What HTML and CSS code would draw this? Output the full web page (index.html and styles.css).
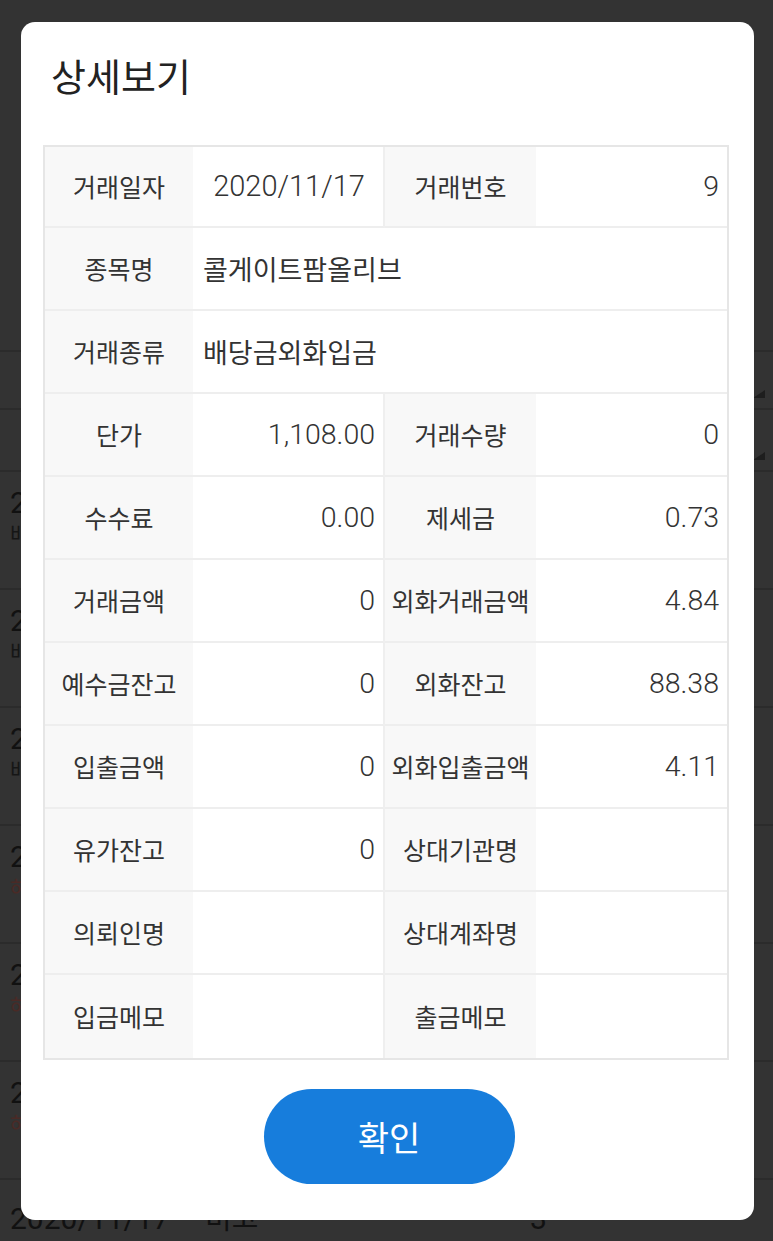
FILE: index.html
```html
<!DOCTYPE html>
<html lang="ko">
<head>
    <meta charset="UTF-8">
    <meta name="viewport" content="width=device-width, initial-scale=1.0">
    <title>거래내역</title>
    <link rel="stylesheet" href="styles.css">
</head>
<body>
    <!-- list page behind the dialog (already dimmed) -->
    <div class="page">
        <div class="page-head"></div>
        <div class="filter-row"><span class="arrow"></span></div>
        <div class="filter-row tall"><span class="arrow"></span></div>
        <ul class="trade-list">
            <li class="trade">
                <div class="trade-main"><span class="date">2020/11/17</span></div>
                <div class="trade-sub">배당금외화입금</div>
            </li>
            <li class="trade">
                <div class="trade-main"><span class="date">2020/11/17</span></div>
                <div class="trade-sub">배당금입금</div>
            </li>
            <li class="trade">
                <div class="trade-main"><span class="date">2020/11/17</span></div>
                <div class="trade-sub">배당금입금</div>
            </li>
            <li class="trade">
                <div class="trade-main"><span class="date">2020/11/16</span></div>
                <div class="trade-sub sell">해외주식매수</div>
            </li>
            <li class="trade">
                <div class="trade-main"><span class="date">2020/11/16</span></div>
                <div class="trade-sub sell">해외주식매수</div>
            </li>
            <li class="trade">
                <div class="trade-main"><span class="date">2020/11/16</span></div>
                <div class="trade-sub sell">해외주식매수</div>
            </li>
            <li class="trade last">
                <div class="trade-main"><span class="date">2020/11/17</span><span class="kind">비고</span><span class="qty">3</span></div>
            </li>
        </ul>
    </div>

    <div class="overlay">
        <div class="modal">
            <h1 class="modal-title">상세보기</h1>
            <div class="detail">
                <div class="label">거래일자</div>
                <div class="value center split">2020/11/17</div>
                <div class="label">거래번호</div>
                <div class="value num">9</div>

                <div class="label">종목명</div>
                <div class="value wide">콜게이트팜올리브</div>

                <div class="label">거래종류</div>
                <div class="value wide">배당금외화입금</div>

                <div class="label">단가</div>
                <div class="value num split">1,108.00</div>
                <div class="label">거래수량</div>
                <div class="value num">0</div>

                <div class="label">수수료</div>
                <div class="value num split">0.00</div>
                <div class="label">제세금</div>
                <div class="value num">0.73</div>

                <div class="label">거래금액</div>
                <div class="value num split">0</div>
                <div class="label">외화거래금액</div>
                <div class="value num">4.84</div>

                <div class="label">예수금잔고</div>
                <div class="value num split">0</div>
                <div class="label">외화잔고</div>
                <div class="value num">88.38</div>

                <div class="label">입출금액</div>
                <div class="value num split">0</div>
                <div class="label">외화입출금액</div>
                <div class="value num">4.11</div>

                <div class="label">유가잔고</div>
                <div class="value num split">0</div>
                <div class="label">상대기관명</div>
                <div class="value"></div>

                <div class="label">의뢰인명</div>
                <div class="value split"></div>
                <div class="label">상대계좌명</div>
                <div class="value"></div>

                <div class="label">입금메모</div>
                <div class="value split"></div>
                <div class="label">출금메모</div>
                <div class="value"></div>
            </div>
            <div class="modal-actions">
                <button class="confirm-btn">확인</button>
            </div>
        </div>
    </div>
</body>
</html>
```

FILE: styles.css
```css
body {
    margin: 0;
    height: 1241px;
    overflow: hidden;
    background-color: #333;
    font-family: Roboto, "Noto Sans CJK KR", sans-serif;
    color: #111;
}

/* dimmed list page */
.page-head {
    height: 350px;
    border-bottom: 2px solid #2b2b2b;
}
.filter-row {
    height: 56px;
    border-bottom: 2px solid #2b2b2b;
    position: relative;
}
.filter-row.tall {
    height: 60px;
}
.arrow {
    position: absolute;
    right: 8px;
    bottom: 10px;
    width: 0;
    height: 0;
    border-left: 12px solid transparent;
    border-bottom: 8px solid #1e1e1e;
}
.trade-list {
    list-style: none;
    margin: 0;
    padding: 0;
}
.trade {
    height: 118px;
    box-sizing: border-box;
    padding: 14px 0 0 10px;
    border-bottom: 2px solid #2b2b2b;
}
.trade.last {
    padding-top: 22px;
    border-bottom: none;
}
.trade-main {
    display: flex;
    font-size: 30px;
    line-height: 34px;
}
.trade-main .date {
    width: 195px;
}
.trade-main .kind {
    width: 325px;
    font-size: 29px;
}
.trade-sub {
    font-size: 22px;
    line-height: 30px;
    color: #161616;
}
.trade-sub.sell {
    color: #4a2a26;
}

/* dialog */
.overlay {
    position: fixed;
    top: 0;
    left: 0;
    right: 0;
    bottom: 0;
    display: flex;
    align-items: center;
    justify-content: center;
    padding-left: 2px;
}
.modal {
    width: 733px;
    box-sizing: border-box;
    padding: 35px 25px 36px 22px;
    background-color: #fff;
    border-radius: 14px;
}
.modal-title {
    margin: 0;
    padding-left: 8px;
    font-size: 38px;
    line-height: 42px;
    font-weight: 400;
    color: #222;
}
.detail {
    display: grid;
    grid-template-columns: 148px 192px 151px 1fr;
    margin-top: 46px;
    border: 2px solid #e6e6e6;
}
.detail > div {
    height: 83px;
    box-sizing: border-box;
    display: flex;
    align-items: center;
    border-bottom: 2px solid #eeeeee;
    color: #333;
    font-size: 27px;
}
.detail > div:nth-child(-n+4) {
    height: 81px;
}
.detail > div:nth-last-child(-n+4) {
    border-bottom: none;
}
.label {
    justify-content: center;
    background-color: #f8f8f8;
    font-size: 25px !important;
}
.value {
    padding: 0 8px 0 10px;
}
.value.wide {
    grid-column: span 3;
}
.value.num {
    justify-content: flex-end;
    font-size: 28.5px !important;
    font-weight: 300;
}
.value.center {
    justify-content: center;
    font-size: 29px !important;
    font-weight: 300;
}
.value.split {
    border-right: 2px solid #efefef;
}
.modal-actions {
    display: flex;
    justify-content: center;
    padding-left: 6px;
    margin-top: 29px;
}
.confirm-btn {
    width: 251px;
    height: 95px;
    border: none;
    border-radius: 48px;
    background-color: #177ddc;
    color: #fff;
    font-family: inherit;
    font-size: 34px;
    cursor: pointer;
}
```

■ ■ ■ ■ ■ ■ ■

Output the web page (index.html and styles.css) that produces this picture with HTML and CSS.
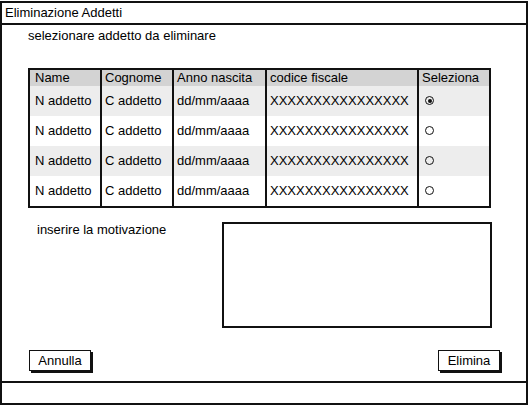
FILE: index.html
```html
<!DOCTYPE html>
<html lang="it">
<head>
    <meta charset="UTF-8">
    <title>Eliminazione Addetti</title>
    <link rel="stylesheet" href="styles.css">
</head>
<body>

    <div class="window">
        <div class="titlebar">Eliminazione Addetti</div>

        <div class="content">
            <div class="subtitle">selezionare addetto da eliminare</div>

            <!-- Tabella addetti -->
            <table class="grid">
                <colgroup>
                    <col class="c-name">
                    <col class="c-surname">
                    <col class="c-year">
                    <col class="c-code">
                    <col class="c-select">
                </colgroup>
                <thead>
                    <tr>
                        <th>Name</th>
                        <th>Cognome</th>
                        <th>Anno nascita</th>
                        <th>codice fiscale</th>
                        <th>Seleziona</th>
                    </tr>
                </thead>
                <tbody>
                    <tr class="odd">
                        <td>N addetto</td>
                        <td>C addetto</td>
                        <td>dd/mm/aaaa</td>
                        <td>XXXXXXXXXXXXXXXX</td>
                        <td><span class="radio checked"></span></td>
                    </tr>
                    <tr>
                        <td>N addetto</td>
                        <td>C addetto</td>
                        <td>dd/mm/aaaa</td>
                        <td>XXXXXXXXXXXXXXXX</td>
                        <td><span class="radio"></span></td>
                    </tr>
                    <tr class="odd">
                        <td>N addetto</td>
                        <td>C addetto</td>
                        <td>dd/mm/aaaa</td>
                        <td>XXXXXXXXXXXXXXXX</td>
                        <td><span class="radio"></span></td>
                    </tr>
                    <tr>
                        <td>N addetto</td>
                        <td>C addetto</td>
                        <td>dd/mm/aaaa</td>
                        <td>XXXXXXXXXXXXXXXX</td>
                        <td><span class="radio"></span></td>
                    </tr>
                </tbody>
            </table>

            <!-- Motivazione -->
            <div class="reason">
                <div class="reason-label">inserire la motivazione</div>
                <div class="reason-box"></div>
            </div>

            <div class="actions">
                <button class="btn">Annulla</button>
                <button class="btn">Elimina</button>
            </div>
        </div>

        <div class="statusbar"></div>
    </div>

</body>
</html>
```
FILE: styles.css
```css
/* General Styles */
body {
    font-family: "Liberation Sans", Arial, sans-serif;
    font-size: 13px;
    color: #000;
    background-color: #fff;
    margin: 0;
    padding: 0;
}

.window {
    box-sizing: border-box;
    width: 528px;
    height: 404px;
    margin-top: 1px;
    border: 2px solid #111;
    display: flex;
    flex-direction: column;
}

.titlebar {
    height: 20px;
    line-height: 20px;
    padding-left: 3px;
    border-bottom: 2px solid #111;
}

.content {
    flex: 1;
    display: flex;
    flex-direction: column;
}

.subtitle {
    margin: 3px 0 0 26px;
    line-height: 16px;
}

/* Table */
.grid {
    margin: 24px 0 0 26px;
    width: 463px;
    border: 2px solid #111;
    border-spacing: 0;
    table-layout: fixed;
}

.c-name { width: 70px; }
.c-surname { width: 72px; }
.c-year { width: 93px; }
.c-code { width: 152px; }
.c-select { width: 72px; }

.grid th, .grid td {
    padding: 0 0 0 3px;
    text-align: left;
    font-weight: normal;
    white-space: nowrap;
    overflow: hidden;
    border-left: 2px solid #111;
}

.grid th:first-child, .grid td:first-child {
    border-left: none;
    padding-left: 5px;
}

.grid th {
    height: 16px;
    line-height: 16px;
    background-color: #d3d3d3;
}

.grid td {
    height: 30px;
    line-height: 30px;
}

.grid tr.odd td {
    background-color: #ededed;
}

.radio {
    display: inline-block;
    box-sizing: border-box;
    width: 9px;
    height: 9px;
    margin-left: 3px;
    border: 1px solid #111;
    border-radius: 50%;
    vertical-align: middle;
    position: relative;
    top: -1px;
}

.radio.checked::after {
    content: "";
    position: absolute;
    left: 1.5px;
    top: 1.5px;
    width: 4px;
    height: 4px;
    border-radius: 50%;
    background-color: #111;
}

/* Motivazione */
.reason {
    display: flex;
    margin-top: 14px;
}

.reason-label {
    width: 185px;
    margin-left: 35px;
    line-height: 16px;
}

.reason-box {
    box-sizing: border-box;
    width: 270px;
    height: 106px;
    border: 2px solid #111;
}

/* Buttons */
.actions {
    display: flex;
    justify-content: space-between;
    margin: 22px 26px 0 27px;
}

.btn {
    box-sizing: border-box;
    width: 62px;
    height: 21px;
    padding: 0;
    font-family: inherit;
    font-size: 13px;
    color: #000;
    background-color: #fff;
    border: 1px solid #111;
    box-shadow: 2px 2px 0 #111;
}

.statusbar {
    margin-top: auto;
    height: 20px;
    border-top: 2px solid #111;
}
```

■ ■ ■ ■ ■ ■ ■

◆ **Aim**
In the listing, find all lines with the string "index" and copy them.

◆ **Answer for the task**
What HTML and CSS code would draw this? Output the full web page (index.html and styles.css).
FILE: index.html
Output the web page (index.html and styles.css) that produces this picture with HTML and CSS.
FILE: index.html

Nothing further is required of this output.